Frank e il Porto di Olbia. La si potrebbe chiudere qui. Ma nelle pieghe dell’ordinanza è possibile afferrare almeno un altro filo che racconta di qualche altra disinvoltura del ministro. Quello che porta al cantiere per il nuovo Porto di Olbia. Si legge nell’ordinanza: «Stefano Perotti interviene su Fedele Sanciu, commissario dell’Autorità portuale del Nord Sardegna e su Bastiano Deledda, responsabile unico del procedimento, per condizionare il bando di gara relativo alla progettazione definitiva e alla direzione dei lavori per la realizzazione del nuovo terminal». E per farlo «si avvale del ruolo decisivo di Francesco Cavallo».

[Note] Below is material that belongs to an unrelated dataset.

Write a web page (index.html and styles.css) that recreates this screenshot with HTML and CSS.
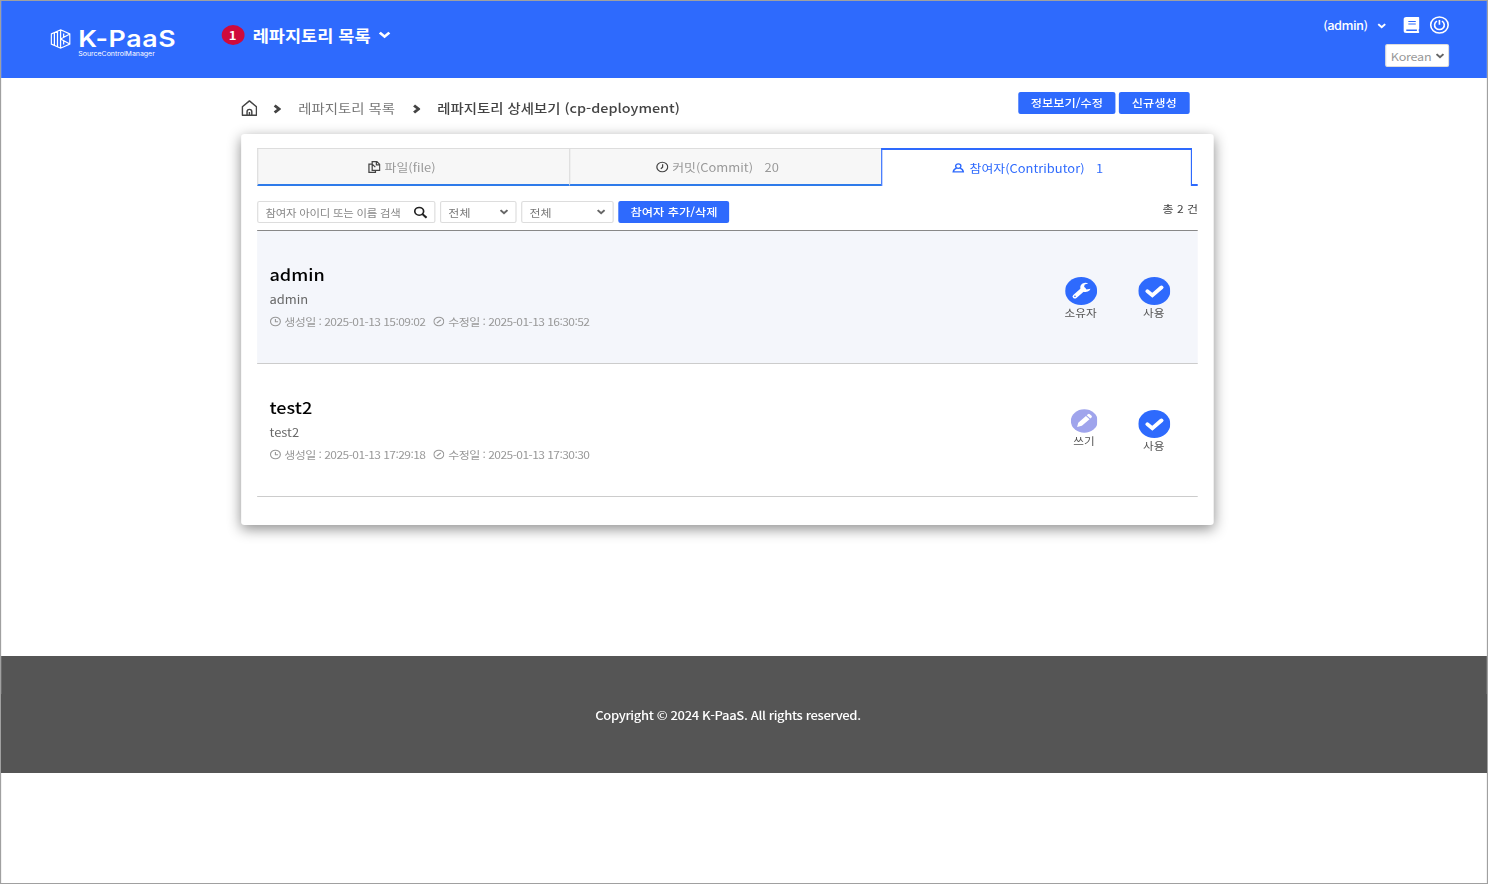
FILE: index.html
```html
<!DOCTYPE html>
<html lang="ko">
<head>
<meta charset="utf-8">
<title>K-PaaS SourceControlManager</title>
<link rel="stylesheet" href="styles.css">
</head>
<body>
<svg class="defs" width="0" height="0">
  <symbol id="chev" viewBox="0 0 10 7"><path d="M1.200 1.300 5 5l3.800-3.700" fill="none" stroke="currentColor" stroke-width="2.200"/></symbol>
  <symbol id="arrow" viewBox="0 0 8 10"><path d="M1.500 1 6 5 1.500 9" fill="none" stroke="currentColor" stroke-width="2.900"/></symbol>
  <symbol id="clock" viewBox="0 0 12 12"><circle cx="6" cy="6" r="5.200" fill="none" stroke="currentColor" stroke-width="1.200"/><path d="M6 3v3.300h2.800" fill="none" stroke="currentColor" stroke-width="1.200"/></symbol>
  <symbol id="edit" viewBox="0 0 12 12"><circle cx="6" cy="6" r="5.200" fill="none" stroke="currentColor" stroke-width="1.200"/><path d="M4 8 8 4" fill="none" stroke="currentColor" stroke-width="1.500"/></symbol>
  <symbol id="check" viewBox="0 0 28 28"><circle cx="14" cy="14" r="14" fill="#2e6afd"/><path d="m8 14.200 4.300 4 8-7.800" fill="none" stroke="#fff" stroke-width="3.600" stroke-linecap="round"/></symbol>
</svg>
<div class="page">
  <header class="header">
    <div class="logo">
      <svg class="logo-mark" viewBox="0 0 20 20" preserveAspectRatio="none"><path d="M10 .8 19 5v10l-9 4.200L1 15V5zM4 4v12M7 2.500v15M10 1v18M10 10l9-5M10 10l9 5M13 4.500v4M13 11.500v4" fill="none" stroke="#fff" stroke-width="1.200"/></svg>
      <div class="logo-words"><span class="logo-name">K-PaaS</span><span class="logo-sub">SourceControlManager</span></div>
    </div>
    <nav class="nav"><span class="badge">1</span><span class="nav-text">레파지토리 목록</span><svg class="nav-chev"><use href="#chev"/></svg></nav>
    <div class="tools">
      <div class="user">
        <span class="user-name">(admin)</span><svg class="user-chev"><use href="#chev"/></svg>
        <svg class="book" viewBox="0 0 14 16" preserveAspectRatio="none"><path d="M2.500 0H13a1 1 0 0 1 1 1v10.500a1 1 0 0 1-.6.9v1.800a.9.900 0 0 1 .6.9.900.900 0 0 1-.9.900H2.500A2.500 2.500 0 0 1 0 13.500v-11A2.500 2.500 0 0 1 2.500 0z" fill="#fff"/><path d="M4.300 4.500h6.500M4.300 7h6.500" stroke="#2e6afd" stroke-width=".9"/><path d="M2.500 13.300h9.300" stroke="#2e6afd" stroke-width="1.600"/></svg>
        <svg class="power" viewBox="0 0 18 18" preserveAspectRatio="none"><circle cx="9" cy="9" r="8.100" fill="none" stroke="#fff" stroke-width="1.500"/><path d="M6.700 5.200a4.500 4.500 0 1 0 4.600 0M9 4v4.800" fill="none" stroke="#fff" stroke-width="1.500"/></svg>
      </div>
      <div class="lang"><span>Korean</span><svg class="select-chev"><use href="#chev"/></svg></div>
    </div>
  </header>
  <main class="main">
    <div class="topline">
      <svg class="home" viewBox="0 0 16 16" preserveAspectRatio="none"><path d="M1.200 6.800 8 .9l6.800 5.900v8.400H1.200z M5.700 15v-3.300a2.300 2.300 0 0 1 4.600 0V15M8 12v3" fill="none" stroke="#444" stroke-width="1.400" stroke-linejoin="round"/></svg>
      <svg class="arrow"><use href="#arrow"/></svg>
      <span class="crumb">레파지토리 목록</span>
      <svg class="arrow"><use href="#arrow"/></svg>
      <span class="crumb current">레파지토리 상세보기 (cp-deployment)</span>
      <div class="actions"><button class="btn info">정보보기/수정</button><button class="btn create">신규생성</button></div>
    </div>
    <section class="card">
      <div class="tabs">
        <div class="tab first"><svg class="tab-icon" viewBox="0 0 12 12" preserveAspectRatio="none"><path d="M4 3.200H.9v8.200h6.200V9.500M4 .7h4.500l2.700 2.700v6H4zM8 .8v3h3M4 3.200l3 3" fill="none" stroke="#444" stroke-width="1.200"/></svg><span>파일(file)</span></div>
        <div class="tab second"><svg class="tab-icon" viewBox="0 0 12 12"><circle cx="6" cy="6" r="5.200" fill="none" stroke="#444" stroke-width="1.200"/><path d="M6.300 3v3.200L4.600 7.900" fill="none" stroke="#444" stroke-width="1.200"/></svg><span>커밋(Commit)</span><span class="count">20</span></div>
        <div class="tab active"><svg class="tab-icon" viewBox="0 0 12 12"><circle cx="6" cy="3.900" r="2.500" fill="none" stroke="#2e6afd" stroke-width="1.300"/><path d="M4.400 6.200C2.500 6.900 1.500 8.200 1.200 10.300h9.600C10.500 8.200 9.500 6.900 7.600 6.200" fill="none" stroke="#2e6afd" stroke-width="1.400"/></svg><span>참여자(Contributor)</span><span class="count">1</span></div>
        <div class="tab-rest"></div>
      </div>
      <div class="filters">
        <div class="field search"><span>참여자 아이디 또는 이름 검색</span><svg class="search-icon" viewBox="0 0 13 13"><circle cx="5.200" cy="5.200" r="4.200" fill="none" stroke="#222" stroke-width="1.600"/><path d="m8.300 8.300 3.900 3.900" stroke="#222" stroke-width="2.100"/></svg></div>
        <div class="field select one"><span>전체</span><svg class="select-chev"><use href="#chev"/></svg></div>
        <div class="field select two"><span>전체</span><svg class="select-chev"><use href="#chev"/></svg></div>
        <button class="btn members">참여자 추가/삭제</button>
        <span class="total">총 2 건</span>
      </div>
      <div class="row shaded">
        <div class="person">
          <div class="name">admin</div>
          <div class="id">admin</div>
          <div class="dates"><svg class="mini"><use href="#clock"/></svg><span class="date">생성일 : 2025-01-13 15:09:02</span><svg class="mini"><use href="#edit"/></svg><span class="date">수정일 : 2025-01-13 16:30:52</span></div>
        </div>
        <div class="status role"><svg class="disc" viewBox="0 0 28 28"><circle cx="14" cy="14" r="14" fill="#2e6afd"/><path d="M8.500 19.500 16 12" stroke="#fff" stroke-width="4" stroke-linecap="round"/><path d="M20.200 6.500a4.600 4.600 0 1 0 2 5.300l-3.400.7-2.300-2.300.6-2.800z" fill="#fff"/><circle cx="8.600" cy="19.300" r=".8" fill="#2e6afd"/></svg><span>소유자</span></div>
        <div class="status"><svg class="disc"><use href="#check"/></svg><span>사용</span></div>
      </div>
      <div class="row">
        <div class="person">
          <div class="name">test2</div>
          <div class="id">test2</div>
          <div class="dates"><svg class="mini"><use href="#clock"/></svg><span class="date">생성일 : 2025-01-13 17:29:18</span><svg class="mini"><use href="#edit"/></svg><span class="date">수정일 : 2025-01-13 17:30:30</span></div>
        </div>
        <div class="status role write"><svg class="disc" viewBox="0 0 28 28"><circle cx="14" cy="14" r="14" fill="#9fa4ec"/><path d="m6.500 21 1.200-5 8-8 3.800 3.800-8 8zM16.500 7.200l1.300-1.300q1-.8 2 0l1.800 1.800q.8 1 0 2l-1.300 1.300z" fill="#fff"/></svg><span>쓰기</span></div>
        <div class="status"><svg class="disc"><use href="#check"/></svg><span>사용</span></div>
      </div>
    </section>
  </main>
  <footer class="footer">Copyright © 2024 K-PaaS. All rights reserved.</footer>
</div>
</body>
</html>
```

FILE: styles.css
```css
* { box-sizing: border-box; }
html, body { margin: 0; height: 884px; overflow: hidden; background: #fff; }
svg { display: block; flex: none; }
.defs { position: absolute; }
/* The whole interface is drawn in a wide aspect of 8:7. */
.page {
  width: 1302px; height: 884px; display: flex; flex-direction: column;
  transform: scaleX(1.142857); transform-origin: 0 0;
  border: 1px solid #a0a0a0; border-width: 1px .875px;
  font-family: "Noto Sans CJK KR", "Noto Sans", sans-serif; font-size: 11px; color: #444;
  white-space: nowrap;
}
.header { height: 77px; background: #2e6afd; color: #fff; display: flex; flex: none; align-items: flex-start; padding-left: 42.800px; }
.logo { display: flex; width: 149.800px; padding-top: 28px; }
.logo-mark { width: 18px; height: 20px; }
.logo-words { display: flex; flex-direction: column; margin-left: 6.700px; }
.logo-name { font: 600 23.400px/20px Inter, sans-serif; letter-spacing: .6px; }
.logo-sub { font: 400 6.100px/9px Inter, sans-serif; }
.nav { display: flex; align-items: center; height: 24px; margin-top: 22px; font-weight: 700; font-size: 15.350px; }
.badge { width: 20px; height: 20px; border-radius: 50%; background: #cf0a3c; font-size: 11.500px; line-height: 20px; text-align: center; margin-right: 7.500px; }
.nav-chev { width: 11px; height: 8px; margin-left: 7px; }
.tools { margin-left: auto; margin-right: 33px; display: flex; flex-direction: column; align-items: flex-end; padding-top: 13px; }
.user { display: flex; align-items: center; height: 22px; font-size: 11.200px; font-weight: 500; }
.user-name { letter-spacing: -.5px; }
.user-chev { width: 8px; height: 6px; margin: 2px 15px 0 8px; }
.book { width: 14px; height: 16px; margin: -1px 9.500px 0 0; }
.power { width: 17px; height: 18px; margin-top: -1px; }
.lang { width: 56px; height: 23px; margin-top: 8px; background: #fff; border: 1px solid #ddd; border-radius: 2px; display: flex; align-items: center; justify-content: space-between; padding: 0 3px 0 4px; color: #999; font-size: 11px; letter-spacing: -.2px; }
.select-chev { width: 8px; height: 6px; color: #666; }
.main { width: 851px; margin-left: 210.300px; height: 578px; flex: none; }
.topline { display: flex; align-items: center; height: 56px; padding-top: 3px; }
.home { width: 14.500px; height: 16px; margin-right: 13.500px; margin-left: -.4px; }
.arrow { width: 7px; height: 10px; margin-right: 15px; margin-top: 3px; }
.crumb { font-size: 12.600px; color: #777; margin-right: 15px; }
.current { color: #444; font-weight: 500; }
.actions { display: flex; gap: 2.500px; margin: -9px 21px 0 auto; }
.btn { height: 22px; padding: 0; border: 0; border-radius: 2px; background: #2e6afd; color: #fff; font: 500 10.700px/22px "Noto Sans CJK KR", sans-serif; text-align: center; }
.info { width: 85.500px; }
.create { width: 62.500px; }
.card { height: 391px; padding: 14px 14px 0; background: #fff; border-radius: 3px; box-shadow: 0 4px 13px rgba(0,0,0,.45); }
.tabs { display: flex; height: 38px; }
.tab { width: 273px; display: flex; align-items: center; justify-content: center; background: #f7f7f7; border-top: 1px solid #ddd; border-left: 1px solid #ddd; border-bottom: 2px solid #2e7bea; color: #999; font-size: 11.300px; }
.first { padding-right: 21px; }
.second { padding-right: 15px; border-right: 0; }
.tab-icon { width: 11px; height: 12px; margin-right: 3px; }
.count { margin-left: 10px; }
.active { width: 272px; background: #fff; color: #2e6afd; border: solid #2e6afd; border-width: 2px 1px 0; padding: 0 16px 1px 0; }
.active .tab-icon { margin-right: 4px; }
.tab-rest { flex: 1; border-bottom: 2px solid #2e6afd; }
.filters { display: flex; height: 45px; padding-top: 15px; border-bottom: 1px solid #888; }
.field { height: 22px; border: 1px solid #ddd; border-radius: 2px; display: flex; align-items: center; justify-content: space-between; padding: 0 6px; margin-right: 4px; color: #777; font-size: 10.500px; }
.search { width: 156px; color: #888; font-size: 10px; letter-spacing: -.22px; }
.search-icon { width: 12px; height: 13px; }
.one { width: 67px; }
.two { width: 81px; }
.members { width: 97px; }
.total { margin-left: auto; font-size: 10.500px; line-height: 16px; }
.row { height: 133px; border-bottom: 1px solid #ccc; display: flex; padding: 31px 24.800px 0 10.500px; }
.shaded { background: #f4f6fb; }
.person { margin-right: auto; }
.name { color: #000; font-size: 15.800px; font-weight: 500; line-height: 26px; }
.id { font-size: 11.300px; line-height: 22px; color: #666; }
.dates { display: flex; align-items: center; height: 22px; color: #999; font-size: 10.500px; }
.mini { width: 10px; height: 11px; margin-right: 3px; }
.date { margin-right: 7px; letter-spacing: -.480px; }
.status { width: 28px; padding-top: 15px; display: flex; flex-direction: column; align-items: center; font-size: 10.200px; line-height: 15px; color: #555; }
.disc { width: 28px; height: 28px; }
.role { margin-right: 36px; }
.write .disc { width: 23.500px; height: 24px; }
.write { width: 24px; margin-right: 35px; padding-top: 14px; }
.footer { height: 117px; flex: none; background: #555; color: #fff; font-size: 11.400px; font-weight: 500; letter-spacing: -.320px; display: flex; justify-content: center; align-items: center; padding: 0 28px 0 0; }
```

Arrestato lunedì, Cavallo, milanese di 55 anni ancora da compiere, si fa chiamare “Frank”. Ed è un Figaro che con il ministro ha la confidenza del vecchio compagno di merende e, soprattutto, la comunione di fede e opere di Cl, di cui è creatura. Diciamo pure, che di Lupi, pur non avendo alcun rapporto formale con il ministero, è l’ambasciatore e lo spicciafaccende. Le sue mosse non sono mai dritte. Ha un curriculum in cui l’uso dell’inglese dissimula il suo vero mestiere di “problem solver” o “facilitatore”, se si preferisce. E di lui, Giulio Burchi, ex presidente di Italferr, al telefono con Giuseppe Cozza, già direttore generale della Metropolitana milanese, dice: «Cavallo? È l’uomo di Lupi. Bah.... Un personaggio... Bisogna prenderlo con le pinze».
Un personaggio che in due anni (2013-2014) riceve quasi 200mila euro dal consorzio La Cascina, il forziere di Cl, per “prestazioni professionali” di cui l’accusa non ha sin qui trovato riscontro. E che, ad Olbia, fino a quando le cose non si complicano appare decisivo. Grazie a una storia di vacanze in barca. «È Cavallo infatti - annotano i magistrati fiorentini - a prendere contatto con Sanciu e a ricordargli di averlo in passato incontrato in barca insieme al ministro ». Sanciu cucirà dunque il bando come un vestito su misura per Perotti e tutto filerebbe liscio, se non fosse che viene avvicendato nel ruolo di commissario. Perotti proverà inutilmente un ultimo intervento su Lupi. Anche se senza successo. «Mi aspetto qualcosa sull’isola», dice al genero Giorgio Mor. Quindi aggiunge: «Ho incontrato Luca. Pensavo avesse un messaggio da portare... Ma niente». Già, Luca. Il giovane ingegnere ridotto a staffetta carbonara e che il padre voleva assunto a sua insaputa.